Coincidentemente, os dois últimos livros que li também flertam com o fim da vida diretamente. Em "A Morte de Ivan Ilitch", de Tolstói, o personagem principal é um típico burocrata russo que achava que levava uma vida digna, com os valores de uma pessoa de elite, vivendo para agradar os outros. Mas ele percebe que se sente mesmo vazio, incluindo um casamento infeliz, enquanto agoniza de uma enfermidade e vê a cara da morte cada vez mais próxima.

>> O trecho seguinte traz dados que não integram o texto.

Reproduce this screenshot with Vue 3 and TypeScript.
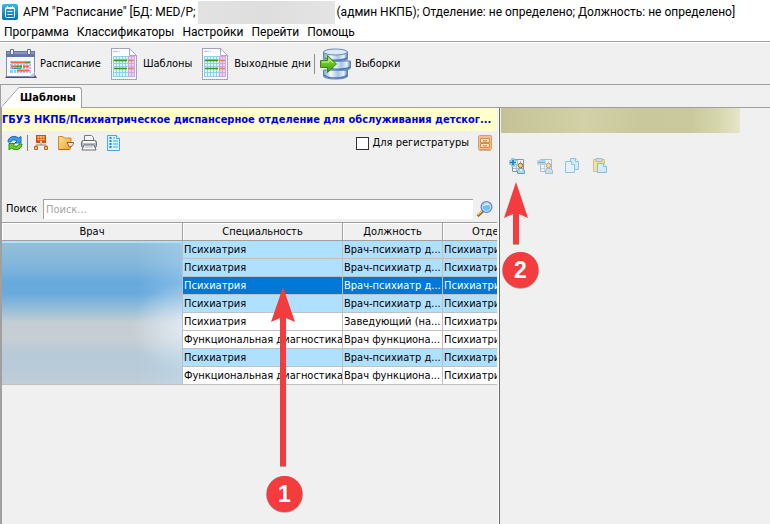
<script setup lang="ts">
import { ref } from 'vue'

interface Row {
  id: number
  speciality: string
  position: string
  department: string
  tone: 'blue' | 'plain'
}

const menu: string[] = ['Программа', 'Классификаторы', 'Настройки', 'Перейти', 'Помощь']
const sheets: string[] = ['Шаблоны', 'Выходные дни']
const child = 'Врач-психиатр д...'
const functional = 'Врач функциона...'
const department = 'Психиатри'

const rows: Row[] = [
  { id: 1, speciality: 'Психиатрия', position: child, department, tone: 'blue' },
  { id: 2, speciality: 'Психиатрия', position: child, department, tone: 'blue' },
  { id: 3, speciality: 'Психиатрия', position: child, department, tone: 'blue' },
  { id: 4, speciality: 'Психиатрия', position: child, department, tone: 'blue' },
  { id: 5, speciality: 'Психиатрия', position: 'Заведующий (на...', department, tone: 'plain' },
  { id: 6, speciality: 'Функциональная диагностика', position: functional, department, tone: 'plain' },
  { id: 7, speciality: 'Психиатрия', position: child, department, tone: 'blue' },
  { id: 8, speciality: 'Функциональная диагностика', position: functional, department, tone: 'plain' },
]

const selected = ref(3)
const query = ref('')
const registry = ref(false)
</script>

<template>
  <div class="window">
    <svg class="defs" aria-hidden="true">
      <defs>
        <linearGradient id="blueGrad" x1="0" y1="0" x2="0" y2="1">
          <stop offset="0" stop-color="#35b5e8" /><stop offset="1" stop-color="#0a6fae" />
        </linearGradient>
        <linearGradient id="discGrad">
          <stop offset="0" stop-color="#7f9fc4" /><stop offset=".3" stop-color="#f4faff" />
          <stop offset=".6" stop-color="#a9c6e4" /><stop offset=".85" stop-color="#e8f3fd" />
          <stop offset="1" stop-color="#5577a8" />
        </linearGradient>
        <linearGradient id="greenGrad" x1="0" y1="0" x2="0" y2="1">
          <stop offset="0" stop-color="#a5e63e" /><stop offset="1" stop-color="#2f9d08" />
        </linearGradient>
        <linearGradient id="goldGrad" x1="0" y1="0" x2="1" y2="1">
          <stop offset="0" stop-color="#ffe39a" /><stop offset="1" stop-color="#eda12c" />
        </linearGradient>
      </defs>
    </svg>

    <header class="title">
      <svg class="app-icon" width="16" height="16" viewBox="0 0 16 16" aria-hidden="true">
        <rect width="16" height="16" rx="2" fill="url(#blueGrad)" />
        <rect x="3.5" y="3.5" width="9" height="10" rx="1" fill="none" stroke="#fff" />
        <path d="M4 4.500h8M5.500 2v2M10.500 2v2" stroke="#fff" />
        <path d="M5.500 7.500h5M5.500 10.500h5" stroke="#fff" />
      </svg>
      <span>АРМ "Расписание" [БД: MED/P;</span>
      <span class="masked-name"></span>
      <span>(админ НКПБ); Отделение: не определено; Должность: не определено]</span>
    </header>

    <nav class="menu">
      <button v-for="item in menu" :key="item" type="button">{{ item }}</button>
    </nav>

    <div class="toolbar">
      <button type="button" class="tool">
        <svg width="32" height="32" viewBox="0 0 32 32" aria-hidden="true">
          <path d="M2 27h28l2 3H0z" fill="#4d5577" />
          <rect x="1.500" y="3.500" width="28" height="25" rx="1" fill="#f6f9fd" stroke="#7f8bb2" />
          <path d="M1 3h29v6H1z" fill="#6874a8" /><path d="M2 4h27v2H2z" fill="#8b96c3" />
          <path d="M24 28.500l6-5-1 5z" fill="#c4cee2" />
          <path d="M5.500 1.500v5h3v-5zM22.500 1.500v5h3v-5z" fill="#eef4f9" stroke="#597596" />
          <path d="M5 13h21v12H5z" fill="#94cdec" />
          <path d="M21 13h4v12h-4z" fill="#e1b3e7" />
          <path d="M5 15.500h21M5 18.500h21M5 21.500h21M8.500 13v12M11.500 13v12M14.500 13v12M17.500 13v12M20.500 13v12M23.500 13v12" stroke="#e5f8ff" />
          <path d="M6 14.500h14M12 22.500h12M6 18.500h5M18 18.500h6" stroke="#ff6239" stroke-width="2" />
          <path d="M20 14.500h5M11 18.500h6" stroke="#43a527" stroke-width="2" />
          <path d="M7 20.500h9" stroke="#299be2" stroke-width="1" />
        </svg>
        <span>Расписание</span>
      </button>
      <button v-for="item in sheets" :key="item" type="button" class="tool sheet">
        <svg width="26" height="32" viewBox="0 0 26 32" aria-hidden="true">
          <path d="M.5.500h18l7 7v24H.5z" fill="#fafcff" stroke="#475193" stroke-dasharray="1 1" />
          <path d="M18.500.500v7h7z" fill="#fff" stroke="#a3abc5" />
          <path d="M2 3.500h5M8 3.500h1" stroke="#b4c5ed" />
          <path d="M2 8h15v21H2z" fill="#d8f9ff" /><path d="M17 8h7v21h-7z" fill="#f6c9fa" />
          <path d="M2 8.500h15M2 11.500h15M2 15.500h15M2 18.500h15M2 24.500h15M2 28.500h15M2.500 8v21M5.500 8v21M8.500 8v21M11.500 8v21M14.500 8v21" stroke="#91cfec" />
          <path d="M17 8.500h7M17 15.500h7M17 18.500h7M17 24.500h7M17 28.500h7M17.500 8v21M20.500 8v21M23.500 8v21" stroke="#c9a8e4" />
          <path d="M3 12.500h13M3 20.500h13" stroke="#369c0b" stroke-width="1.500" />
          <path d="M17 12.500h6M17 20.500h6" stroke="#f0795d" stroke-width="1.500" />
        </svg>
        <span>{{ item }}</span>
      </button>
      <span class="divider"></span>
      <button type="button" class="tool">
        <svg width="32" height="32" viewBox="0 0 32 32" aria-hidden="true">
          <g fill="url(#discGrad)" stroke="#6184b3">
            <path d="M3.500 22v6c0 4 24 4 24 0v-6z" />
            <path d="M7.500 13v7c0 3 23 3 23 0v-7z" />
            <path d="M3.500 4v7c0 3 24 3 24 0V4z" />
          </g>
          <ellipse cx="15.500" cy="4" rx="12" ry="3" fill="#d9ebfa" stroke="#6988b2" />
          <path d="M5 10c4 3 17 3 22 0M8 19c4 3 17 3 22 0M4 27c5 4 19 4 23 0" fill="none" stroke="#4d79ba" stroke-width="1.500" />
          <path d="M.5 12.500h7v-5l9 8.500-9 8.500v-5h-7z" fill="url(#greenGrad)" stroke="#348b13" />
          <path d="M2 14h7v-3l4 4" fill="none" stroke="#d0f58b" />
        </svg>
        <span>Выборки</span>
      </button>
    </div>

    <div class="tab-strip">
      <svg class="tab-slant" width="18" height="21" viewBox="0 0 18 21" aria-hidden="true">
        <path d="M0 21V19L15 2Q16 0 18 0V21z" fill="#fff" />
        <path d="M0 19.500L15 2.500Q16 .5 18 .5" fill="none" stroke="#a0a0a0" />
      </svg>
      <button type="button" class="tab">Шаблоны</button>
    </div>

    <main class="workspace">
      <section class="left-pane">
        <h1 class="unit">ГБУЗ НКПБ/Психиатрическое диспансерное отделение для обслуживания детског...</h1>

        <div class="actions">
          <button type="button" aria-label="Обновить">
            <svg width="16" height="16" viewBox="0 0 16 16">
              <path d="M1 7C1 2 7-.5 11.500 3L14 1.500V8H8l2-2C7 4 5 5 4 7z" fill="#3e9de5" stroke="#176bb7" />
              <path d="M15 9c0 5-6 7.500-10.500 4L2 15V8.500h6l-2 2c3 1.500 5 .5 6-1.500z" fill="#6ccc2d" stroke="#328e18" />
            </svg>
          </button>
          <span class="short-divider"></span>
          <button type="button" aria-label="Структура">
            <svg width="16" height="16" viewBox="0 0 16 16">
              <path d="M3 0h10v8H3z" fill="#d64e0b" /><path d="M4.500 2h7M4.500 4.500h7" stroke="#ffe184" stroke-width="1.500" stroke-dasharray="2 .5" />
              <path d="M7 6h2v2H7z" fill="#fff0a7" />
              <path d="M8 8v2M3 13v-3h10v3" fill="none" stroke="#7f8793" />
              <path d="M1.500 11.500h3v3h-3zM11.500 11.500h3v3h-3z" fill="#ffc160" stroke="#bd660e" />
            </svg>
          </button>
          <button type="button" class="folder" aria-label="Открыть">
            <svg width="16" height="16" viewBox="0 0 16 16">
              <path d="M.5 14.500v-13H5l1 1.500h7v4l-1 7.500z" fill="url(#goldGrad)" stroke="#d48a20" />
              <path d="M9 7.500h6.500c0 3-2 4-4 4.500z" fill="#fff5e1" stroke="#8c5a40" />
              <path d="M1 14.500h10" stroke="#b96c14" />
            </svg>
          </button>
          <button type="button" class="printer" aria-label="Печать">
            <svg width="16" height="16" viewBox="0 0 16 16">
              <path d="M3.500 7V.5h7l2 2V7z" fill="#f5f7fa" stroke="#737982" />
              <rect x=".5" y="5.500" width="15" height="7" rx="2" fill="#b8bdc5" stroke="#646970" />
              <path d="M2 7h12" stroke="#f8f8f8" stroke-width="2" />
              <path d="M3 10h10l2 5H1z" fill="#fafafa" stroke="#666b72" /><path d="M4 12h8" stroke="#adb3ba" />
            </svg>
          </button>
          <button type="button" aria-label="Список">
            <svg width="13" height="16" viewBox="0 0 13 16">
              <path d="M.5.500h9l3 3v12H.500z" fill="#d9f3ff" stroke="#49a7df" />
              <path d="M9.500.500v3h3" fill="#fff" stroke="#49a7df" />
              <path d="M2.500 3h2M2.500 6h2M2.500 9h2M2.500 12h2" stroke="#2486cc" stroke-width="2" />
              <path d="M6 3h2M6 6h5M6 9h5M6 12h5" stroke="#49a7df" />
            </svg>
          </button>
          <label class="registry"><input v-model="registry" type="checkbox" />Для регистратуры</label>
          <button type="button" class="cabinet" aria-label="Регистратура">
            <svg width="14" height="16" viewBox="0 0 14 16">
              <rect x=".5" y=".5" width="13" height="14" rx="1" fill="#f4bd8b" stroke="#d99b6b" />
              <path d="M2.500 3.500h9v4h-9zM2.500 8.500h9v4h-9z" fill="#fbe0a8" stroke="#cf8d5e" />
              <path d="M5.500 5v1h3V5M5.500 10v1h3v-1" fill="none" stroke="#c48759" />
              <path d="M1 15.500h12" stroke="#dbaa86" />
            </svg>
          </button>
        </div>

        <div class="search">
          <label for="search">Поиск</label>
          <input id="search" v-model="query" type="text" placeholder="Поиск..." />
          <button type="button" aria-label="Найти">
            <svg width="17" height="16" viewBox="0 0 17 16">
              <path d="M7 10l-5.500 5" stroke="#93622e" stroke-width="3" /><path d="M6 10l-4.500 4" stroke="#ffc858" stroke-width="1.500" />
              <circle cx="10.500" cy="6" r="5.400" fill="#77c8f6" stroke="#667fc3" stroke-width="1.200" />
              <circle cx="10.500" cy="6" r="4.200" fill="#70bff3" stroke="#c5e6fb" />
              <path d="M8 5c1-2 3-2.500 5-1" fill="none" stroke="#dff3ff" stroke-width="1.500" />
            </svg>
          </button>
        </div>

        <div class="grid-wrap">
          <table>
            <colgroup><col class="c-doctor" /><col class="c-spec" /><col class="c-post" /><col class="c-dept" /></colgroup>
            <thead>
              <tr><th>Врач</th><th>Специальность</th><th>Должность</th><th>Отделение</th></tr>
            </thead>
            <tbody>
              <tr v-for="row in rows" :key="row.id" :class="[row.tone, { selected: row.id === selected }]" @click="selected = row.id">
                <td></td><td>{{ row.speciality }}</td><td>{{ row.position }}</td><td>{{ row.department }}</td>
              </tr>
            </tbody>
          </table>
          <div class="masked-doctors"></div>
        </div>
      </section>

      <section class="right-pane">
        <div class="masked-heading"></div>
        <div class="template-actions">
          <button type="button" aria-label="Добавить шаблон">
            <svg width="16" height="16" viewBox="0 0 16 16">
              <path d="M3.500 1.500h11v12h-11z" fill="#f3f6f8" stroke="#8299aa" />
              <path d="M4 6.500h10M4 10.500h7M7.500 3v10M11.500 3v6" stroke="#a9b9c6" />
              <path d="M2.500.5h3v2h3v4h-3v2h-3v-2h-2v-4h2z" fill="#fff" stroke="#8fc4e2" />
              <path d="M4 1.500v6M1 4.500h6" stroke="#178ccc" stroke-width="2" />
              <circle cx="11.500" cy="7.500" r="2.300" fill="#ffcb65" stroke="#a5672a" /><path d="M8.500 15.500v-3l2-2h3l2 2v3z" fill="#a8d7f4" stroke="#6b9dbd" /><path d="M11 11l1 3 1-3z" fill="#fff" />
            </svg>
          </button>
          <button type="button" class="faded" aria-label="Удалить шаблон">
            <svg width="16" height="16" viewBox="0 0 16 16">
              <path d="M3.500 1.500h11v12h-11z" fill="#f3f6f8" stroke="#8299aa" />
              <path d="M4 6.500h10M4 10.500h7M7.500 3v10M11.500 3v6" stroke="#a9b9c6" />
              <path d="M.5 2.500h8v4h-8z" fill="#fff" stroke="#8fc4e2" /><path d="M1 4.500h7" stroke="#178ccc" stroke-width="2" />
              <circle cx="11.500" cy="7.500" r="2.300" fill="#ffcb65" stroke="#a5672a" /><path d="M8.500 15.500v-3l2-2h3l2 2v3z" fill="#a8d7f4" stroke="#6b9dbd" />
            </svg>
          </button>
          <button type="button" class="faded" aria-label="Копировать">
            <svg width="16" height="16" viewBox="0 0 16 16">
              <path d="M5.500.500h5l3 3v8h-8z" fill="#bfe5fa" stroke="#4da7dc" />
              <path d="M.5 3.500h6l3 3v8h-9z" fill="#dcf2fe" stroke="#4da7dc" /><path d="M6.500 3.500v3h3M10.500.500v3h3" fill="#fff" stroke="#4da7dc" />
            </svg>
          </button>
          <button type="button" class="faded" aria-label="Вставить">
            <svg width="16" height="16" viewBox="0 0 16 16">
              <path d="M.5 1.500h11v12H.5z" fill="#ffd56a" stroke="#d19d35" /><path d="M3 .5h6v3H3z" fill="#add9ed" stroke="#65a0c5" />
              <path d="M4.500 5.500h6l3 3v6h-9z" fill="#c4e8fc" stroke="#369bd8" /><path d="M10.500 5.500v3h3" fill="#fff" stroke="#369bd8" />
            </svg>
          </button>
        </div>
      </section>
    </main>

    <svg class="callouts" width="770" height="524" viewBox="0 0 770 524">
      <g fill="#777" opacity=".6">
        <path d="M280 318h6v149h-6zM513 214h6v31h-6z" />
        <circle cx="284.500" cy="494.500" r="18.300" /><circle cx="520.500" cy="270.500" r="18.300" />
      </g>
      <g fill="#f43b3d">
        <path d="M283 287l12 35-9-4v148h-6V318l-9 4z" />
        <path d="M516 182l12 36-9-4v30h-6v-30l-9 4z" />
        <circle cx="284.500" cy="494" r="18" /><circle cx="520.500" cy="270" r="18" />
      </g>
      <g class="callout-text"><text x="284.500" y="502">1</text><text x="520.500" y="278">2</text></g>
    </svg>
  </div>
</template>

<style>
body { margin: 0; background: #f0f0f0; }
</style>

<style scoped>
.window {
  position: relative;
  display: flex;
  flex-direction: column;
  min-height: 100vh;
  overflow: hidden;
  background: #f0f0f0;
  color: #000;
  font: 11px/14px "DejaVu Sans Condensed", "DejaVu Sans", sans-serif;
}
button { padding: 0; border: 0; background: none; color: inherit; font: inherit; }
svg { display: block; flex: none; }
.defs { position: absolute; width: 0; height: 0; }

.title {
  display: flex;
  align-items: center;
  height: 24px;
  padding-left: 2px;
  background: #fff;
  font: 12px/16px Roboto, sans-serif;
  white-space: nowrap;
}
.app-icon { margin-right: 5px; }
.masked-name { width: 137px; height: 23px; margin: 0 2px; background: linear-gradient(90deg, #e2e2e2, #dedede 50%, #e4e4e4); }
.menu {
  display: flex;
  gap: 8px;
  height: 17px;
  padding-left: 4px;
  background: #fff;
  border-bottom: 1px solid #a0a0a0;
  font: 12px/17px Roboto, sans-serif;
}
.toolbar {
  display: flex;
  align-items: center;
  height: 41px;
  padding-left: 5px;
  border-top: 1px solid #fff;
  border-bottom: 1px solid #a0a0a0;
}
.tool { display: flex; align-items: center; gap: 3px; white-space: nowrap; }
.sheet { gap: 6px; margin-left: 10px; }
.divider { width: 1px; height: 20px; margin: 0 5px 0 3px; background: #8c8c8c; }

.tab-strip {
  display: flex;
  align-items: flex-end;
  height: 22px;
  padding-left: 1px;
  border-left: 1px solid #a0a0a0;
  border-bottom: 1px solid #a0a0a0;
}
.tab {
  height: 21px;
  padding-right: 5px;
  margin-bottom: -1px;
  background: #fff;
  border-top: 1px solid #a0a0a0;
  border-right: 1px solid #a0a0a0;
  border-top-right-radius: 3px;
  font-weight: bold;
}
.tab-slant { margin-bottom: -1px; }

.workspace {
  display: grid;
  grid-template-columns: minmax(0, 499fr) minmax(0, 271fr);
  flex: 1;
}
.left-pane { border-left: 2px solid #a0a0a0; border-right: 1px solid #fff; padding-right: 1px; }
.unit {
  margin: 0;
  overflow: hidden;
  background: #ffffcc;
  color: #0000f0;
  font-size: 11px;
  font-weight: bold;
  line-height: 23px;
  white-space: nowrap;
}
.actions { display: flex; align-items: center; height: 24px; padding: 0 5px; }
.short-divider { width: 1px; height: 16px; margin: 0 5px 0 4px; background: #808080; }
.folder { margin-left: 9px; }
.printer { margin: 0 10px 0 7px; }
.registry { display: flex; align-items: center; gap: 4px; margin-left: auto; }
.registry input { appearance: none; width: 13px; height: 13px; margin: 0; background: #fff; border: 1px solid #333; }
.cabinet { margin-left: 9px; }

.search { display: flex; align-items: center; height: 20px; margin-top: 44px; padding: 0 4px; }
.search label { width: 37px; }
.search input {
  flex: 1;
  min-width: 0;
  height: 20px;
  box-sizing: border-box;
  margin-right: 3px;
  padding: 0 2px;
  background: #fff;
  border: 0;
  border-top: 1px solid #a0a0a0;
  border-left: 1px solid #a0a0a0;
  outline: 0;
  color: inherit;
  font: inherit;
}
.search input::placeholder { color: #a5a5a5; opacity: 1; }

.grid-wrap { position: relative; margin-top: 3px; overflow: hidden; }
table { width: 558px; border-collapse: separate; border-spacing: 0; table-layout: fixed; border-top: 1px solid #a0a0a0; }
.c-doctor { width: 181px; }
.c-spec { width: 160px; }
.c-post { width: 100px; }
.c-dept { width: 117px; }
th, td { box-sizing: border-box; overflow: hidden; white-space: nowrap; }
th {
  height: 18px;
  padding: 0;
  border-right: 1px solid #a0a0a0;
  border-bottom: 1px solid #a0a0a0;
  box-shadow: inset 1px 1px #fff;
  font-weight: normal;
}
td { height: 18px; padding: 0 0 0 1px; border-right: 1px solid #c0c0c0; border-bottom: 1px solid #c0c0c0; }
.blue { background: #b0e0ff; }
.plain { background: #fff; }
.selected { background: #0078d7; color: #fff; }
.masked-doctors {
  position: absolute;
  top: 21px;
  left: 0;
  width: 180px;
  height: 141px;
  background:
    radial-gradient(ellipse 50px 45px at 100% 60%, rgb(255 255 255 / 50%), transparent),
    linear-gradient(90deg, transparent 75%, rgb(190 225 255 / 30%)),
    linear-gradient(#93bfd8, #82b7dc 15%, #68a9dc 28%, #6aabdc 36%, #91bcd8 46%, #c3cdd4 56%, #c7ced4 67%, #b6cad7 80%, #b9cbd8 90%, #c1ced7);
}

.right-pane { border-left: 1px solid #696969; }
.masked-heading {
  width: 239px;
  max-width: 100%;
  height: 25px;
  margin-left: 1px;
  background: linear-gradient(90deg, #c4c295, #d2d1a7 35%, #c9c89d 58%, #cac99e 80%, #d6d6ae 91%, #e7e6c8);
}
.template-actions { display: flex; gap: 12px; margin: 25px 0 0 9px; }
.faded { opacity: .6; }

.callouts { position: absolute; top: 0; left: 0; pointer-events: none; }
.callout-text { fill: #fff; font: bold 23px "Liberation Sans", sans-serif; text-anchor: middle; }
</style>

A obra seguinte, também notável, é "Os Sofrimentos do Jovem Werther", do alemão Goethe. O livro é composto, em sua maioria, por cartas que o protagonista envia a seu amigo relatando  experiências profissionais, visões de mundo e o principal: sua imensa paixão por uma moça que está para se casar. E é justamente esse amor quase impossível, doloroso, que leva o jovem a entrar num estado de depressão e afastamento da realidade, culminando no que nem preciso dizer o que é.
Aproveitei essas pequenas analogias para falar sobre esse assunto que me intriga tanto. Não faço ideia do que acontece depois do aqui, mas sigo tentando e nada melhor do que ler bons escritores e escrever um pouco de vez em quando sobre o tema para compartilhar essas inquietações. E seguimos. Vivos.